When Hayes was up at Primary Children’s hospital we stayed in the area of the hospital that was just for oncology patients. The 4th floor, ICS wing that was completely isolated from the rest of the hospital to keep the cancer patients safe from others sickness and infection. There was no privacy and personal care became of little importance.
There is an odd thing that happens when you go through trials in your life, or at least for me. I immediately felt guilty for taking care of myself. I remember thinking, when Hayes was first diagnosed, that I would never wear makeup again or exercise. What is the point? I didn’t want to look like I cared about myself more than my baby, which couldn’t be farther from the truth. It wasn’t until about round 2 of chemo that I realized I needed to focus on myself as well. In order to be my best and most motivated self for him I needed to feel good about myself. So I started to brush my hair again, wear makeup, actually change out of my pajamas and I began an exercise regime. It made all the difference.
There was a time every night around 9, after Hayes was asleep, I would take my shower bag and head to the bathroom. It was a small little, floor to ceiling tiled room located right next to the nurse’s station. It had a shower stall with a white plastic drape that hung in front of it. One shower for all of the parents of the entire cancer unit.
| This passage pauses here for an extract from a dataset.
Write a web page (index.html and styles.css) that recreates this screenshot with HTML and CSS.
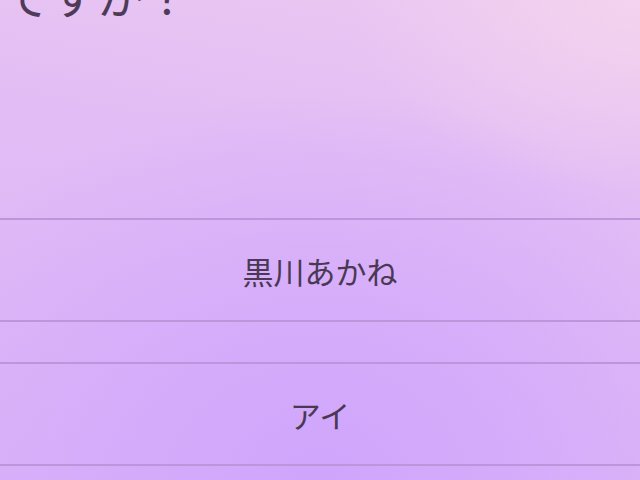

There was usually a line of women, exhausted looks on their faces as they waited for their turn to wash the day off. I would always wait until I was the last person in line so that I could really soak without feeling rushed.
These showers were my spa time. I seriously let myself enjoy it and I spoiled myself. I would turn the heat on as high as I could handle and I would sit in that water for a solid 20 minutes. Oddly enough, this is when I discovered the real beauty of taking care of yourself and the importance of putting yourself first. I discovered some of my favorite things during this time. So I am kicking off my Friday faves with my “hospital spa” favorites.
I have mentioned it before, but at this time, I discovered my love for crude and oil cleansing. I felt like I was completely refreshing my face. For the first time in my life I had clear skin. Plus, I looked younger than I had in a long time! (Use code CRUDESAVANNA for 20% off)
I would usually put a mask on at least once a week. If I broke out I would use this Aztec Secret Healing mask or the YES to tomatoes detoxifying charcoal mask to shrink my pores. And wear these dark circle patches under my eyes.
One of my favorite moisturizers became the Alina Skin care Pure and Pristine lotion. I am completely obsessed!
I would even try to whiten my teeth while I sat in the water! I wasn’t kidding about spoiling myself! Crest white strips are pretty much the best!
I would usually make my way back to the room feeling refreshed and ready for bed. The hospital room was always freezing to me, so that is when I would get in bed, watch Netflix on my iPad and turn on my heating pad. I am super particular about my heating pads though. Kind of weird admitting that out loud! But, I like when they have a few settings for temperature and when they don’t automatically shut off! I hate waking up in the middle of the night cold so having the heating pad stay on is key!
I would try to get a decent nights sleep, which was usually wishful thinking because first off, I usually got sucked into a Netflix series and couldn’t stop. And secondly, nurses come in the entire night to check the vital signs of your baby. Luckily I am a heavy sleeper, but I have no idea how people who aren’t heavy sleepers made it through! By the time morning rolled around I was dying for something to set off my day in the right direction. The oncology floor has a refrigerator where parents can store food. Breakfast ended up being my one non cafeteria, healthy meal of the day. I was able to do this with the Nutri Bullet. Life changing for a hospital stay. I am not affiliated with them, I just love this and recommend it for any mom whether you are staying at Primary Children’s or not!
To be honest, I probably pampered myself more than I do at home, but it was my time to focus on myself. To feel rejuvenated and feel good. It isn’t the norm to feel pampered while in the hospital but for that time, I let myself have moments for me! I am curious if any one out there has used any of these products or if you have something you like more! I am always on the hunt for the next best thing!